Chiffres clés (potentiel)
- Très peu exploité à ce jour, le potentiel de l’énergie marémotrice dans le monde est estimé à près de 380 TWh/an, soit 1,5% à 2% de la production électrique mondiale annuelle.
- Le Royaume-Uni dispose de nombreux sites propices à l’implantation de centrales marémotrices. Leur potentiel en puissance est estimé à 6 000 MW, soit 25 fois la capacité installée de la centrale de la Rance.
Passé et présent
La récupération d’énergie renouvelable grâce à la marée sur le littoral existe depuis très longtemps. Les moulins à marée construits sur les côtes de l’ouest de la France au Moyen-Âge en témoignent.
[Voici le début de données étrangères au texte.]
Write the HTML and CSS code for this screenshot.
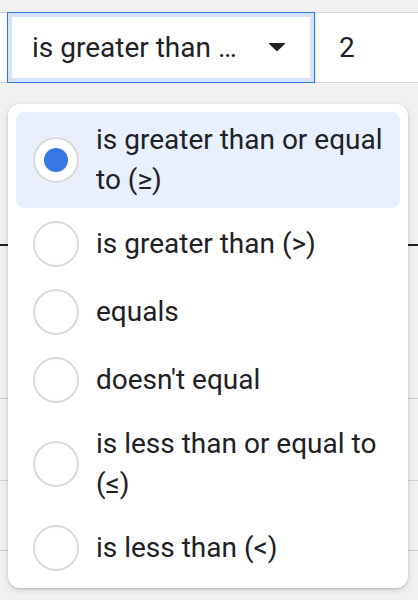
FILE: index.html
```html
<!DOCTYPE html>
<html lang="en">
<head>
<meta charset="utf-8">
<title>Filter condition</title>
<link rel="stylesheet" href="styles.css">
</head>
<body>
<div class="bar">
  <div class="select">
    <span class="select-label">is greater than …</span>
    <svg class="caret" width="18" height="10" viewBox="0 0 18 10"><path d="M1.5 1 H16.5 Q17.6 1 16.8 1.9 L9.8 8.8 Q9 9.6 8.2 8.8 L1.2 1.9 Q0.4 1 1.5 1 Z" fill="#202124"/></svg>
  </div>
  <div class="value">2</div>
</div>
<div class="sheet">
  <div class="sheet-row r1"></div>
  <div class="sheet-row r2"></div>
  <div class="sheet-row r3"></div>
  <div class="sheet-row r4"></div>
</div>
<div class="menu">
  <div class="option selected"><span class="radio-wrap"><span class="radio"><span class="dot"></span></span></span><span class="label">is greater than or equal to (≥)</span></div>
  <div class="option"><span class="radio-wrap"><span class="radio"></span></span><span class="label">is greater than (&gt;)</span></div>
  <div class="option"><span class="radio-wrap"><span class="radio"></span></span><span class="label">equals</span></div>
  <div class="option"><span class="radio-wrap"><span class="radio"></span></span><span class="label">doesn't equal</span></div>
  <div class="option"><span class="radio-wrap"><span class="radio"></span></span><span class="label">is less than or equal to (≤)</span></div>
  <div class="option"><span class="radio-wrap"><span class="radio"></span></span><span class="label">is less than (&lt;)</span></div>
</div>
</body>
</html>
```

FILE: styles.css
```css
html, body {
  margin: 0;
  padding: 0;
}
body {
  background: #f1f1f2;
  font-family: Roboto, "Noto Sans", Arial, sans-serif;
  color: #202124;
  font-size: 28px;
  line-height: 40px;
  position: relative;
  height: 600px;
  overflow: hidden;
}
.bar {
  margin-top: 12px;
  height: 71px;
  box-sizing: border-box;
  display: flex;
  background: #fff;
  border-top: 1px solid #d4d4d4;
  border-bottom: 1px solid #d4d4d4;
}
.select {
  margin: -1px 0 -1px 7px;
  width: 308px;
  box-sizing: border-box;
  border: 1px solid #3478e4;
  box-shadow: inset 0 0 0 4px #d4e2fa;
  display: flex;
  align-items: center;
  justify-content: space-between;
  padding: 0 28px 0 24px;
}
.select-label {
  white-space: nowrap;
}
.caret {
  display: block;
  margin-top: -2px;
}
.value {
  flex: 1;
  display: flex;
  align-items: center;
  padding-left: 23px;
  border-left: 1px solid #e2e2e2;
}
.sheet-row {
  box-sizing: content-box;
}
.r1 { height: 161px; border-bottom: 2px solid #202124; }
.r2 { height: 152px; border-bottom: 1px solid #d0d0d0; }
.r3 { height: 81px; border-bottom: 1px solid #d0d0d0; }
.r4 { height: 69px; border-bottom: 1px solid #d0d0d0; }
.menu {
  position: absolute;
  left: 8px;
  top: 104px;
  width: 400px;
  box-sizing: border-box;
  padding: 8px;
  background: #fff;
  border-radius: 12px;
  box-shadow: 0 2px 6px rgba(0,0,0,0.16), 0 1px 2px rgba(0,0,0,0.10);
  display: flex;
  flex-direction: column;
  gap: 4px;
}
.option {
  display: flex;
  align-items: center;
  padding: 8px 16px;
  border-radius: 8px;
}
.option.selected {
  background: #e8f0fe;
}
.radio-wrap {
  flex: none;
  width: 48px;
  height: 48px;
  display: flex;
  align-items: center;
  justify-content: center;
}
.radio {
  width: 46px;
  height: 46px;
  box-sizing: border-box;
  border: 2px solid #dadada;
  border-radius: 50%;
  background: #fff;
  display: flex;
  align-items: center;
  justify-content: center;
}
.dot {
  width: 24px;
  height: 24px;
  border-radius: 50%;
  background: #3a78e6;
}
.label {
  margin-left: 16px;
}
```
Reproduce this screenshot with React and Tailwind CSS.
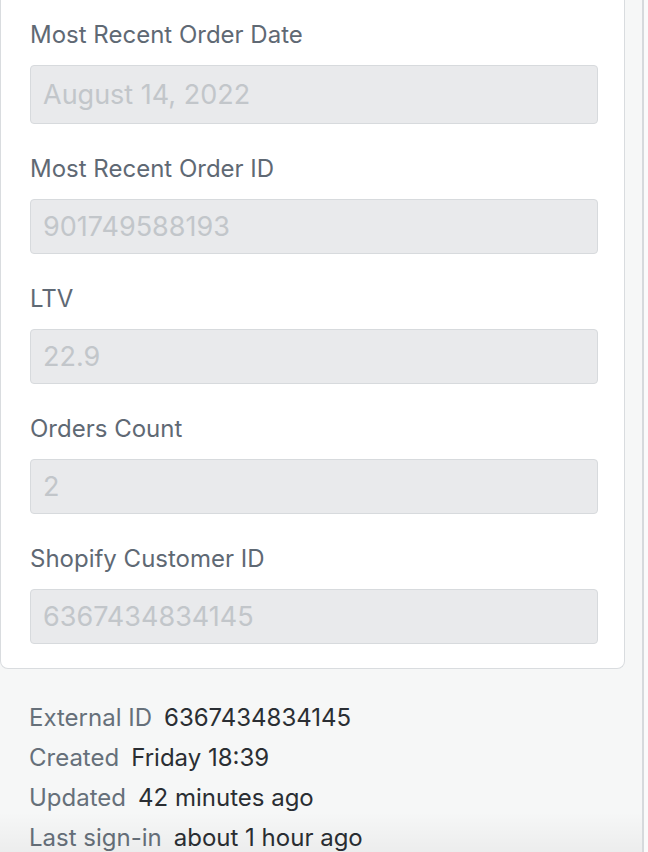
import React from 'react';

const fields = [
  { label: 'Most Recent Order Date', value: 'August 14, 2022', tall: true },
  { label: 'Most Recent Order ID', value: '901749588193' },
  { label: 'LTV', value: '22.9' },
  { label: 'Orders Count', value: '2' },
  { label: 'Shopify Customer ID', value: '6367434834145' },
];

const meta = [
  { label: 'External ID', value: '6367434834145' },
  { label: 'Created', value: 'Friday 18:39' },
  { label: 'Updated', value: '42 minutes ago' },
  { label: 'Last sign-in', value: 'about 1 hour ago' },
];

const Field = ({ label, value, tall }) => (
  <div className="flex flex-col">
    <label className="h-[30px] leading-[30px] text-[24px] text-[#5f6974]">{label}</label>
    <input
      disabled
      value={value}
      readOnly
      className={`mt-[15px] ${tall ? 'h-[59px]' : 'h-[55px]'} w-full rounded-[4px] border border-[#d7dadd] bg-[#e9eaec] px-[12px] text-[27px] text-[#c2c6ca] outline-none`}
    />
  </div>
);

export default function App() {
  return (
    <div
      className="relative flex h-[852px] w-[648px] overflow-hidden bg-[#f6f7f7]"
      style={{ fontFamily: 'Inter, "Liberation Sans", sans-serif' }}
    >
      <div className="flex w-[642px] flex-col">
        <div className="w-[625px] rounded-b-[8px] border-x border-b border-[#d9dcdf] bg-white pb-[24px] pl-[29px] pr-[26px] pt-[20px]">
          <div className="flex flex-col gap-[30px]">
            {fields.map((f) => (
              <Field key={f.label} {...f} />
            ))}
          </div>
        </div>

        <div className="mt-[29px] flex flex-col pl-[29px]">
          {meta.map((m) => (
            <div key={m.label} className="flex h-[40px] items-center gap-[12px] text-[24px] leading-[40px]">
              <span className="text-[#66707a]">{m.label}</span>
              <span className="text-[#2a2e33]">{m.value}</span>
            </div>
          ))}
        </div>
      </div>

      <div className="w-[2px] bg-[#d6d9dc]" />
      <div className="flex-1 bg-[#fafafa]" />

      <div className="pointer-events-none absolute bottom-0 left-0 h-[40px] w-[642px] bg-gradient-to-b from-transparent to-black/[0.04]" />
    </div>
  );
}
Au début des années 1960, un programme industriel volontariste a permis de concevoir et d’installer la première usine marémotrice du monde, à l’embouchure de la Rance en Bretagne. Cet équipement opéré par EDF produit depuis cette époque plus de 500 GWh par an (soit l’équivalent de 0,1% de la production électrique française) et contribue au désenclavement énergétique de cette région. Ce site est resté pendant plus de 40 ans unique au monde de par sa dimension.
Des réalisations modestes ont ensuite été lancés en Russie (Kislaya Guba d'une puissance de 1,7 MW, mise en service en 1968), en Chine (Jiangxia d'une puissance de 3,2 MW, 1980) et au Canada (Annapolis Royal d'une puissance de 20 MW, 1985).
Depuis 2000, 2 centrales marémotrices ont été mises en service en Corée du Sud (dont celle de Sihwa en 2011) et une autre au Royaume-Uni.
Futur
Dans le futur, l’énergie marémotrice devrait toutefois rester inféodée aux quelques sites côtiers qui présenteront des caractéristiques techniques favorables tout en satisfaisant aux problématiques environnementales et d’acceptabilité sociale. Afin de s’affranchir de ces contingences littorales, il pourrait se développer à moyen terme des systèmes en haute mer qui permettraient de reconstituer un « réservoir marémoteur » plus loin des côtes (lagons artificiels), à condition que le coût de transfert de l’énergie vers les consommateurs à terre reste acceptable.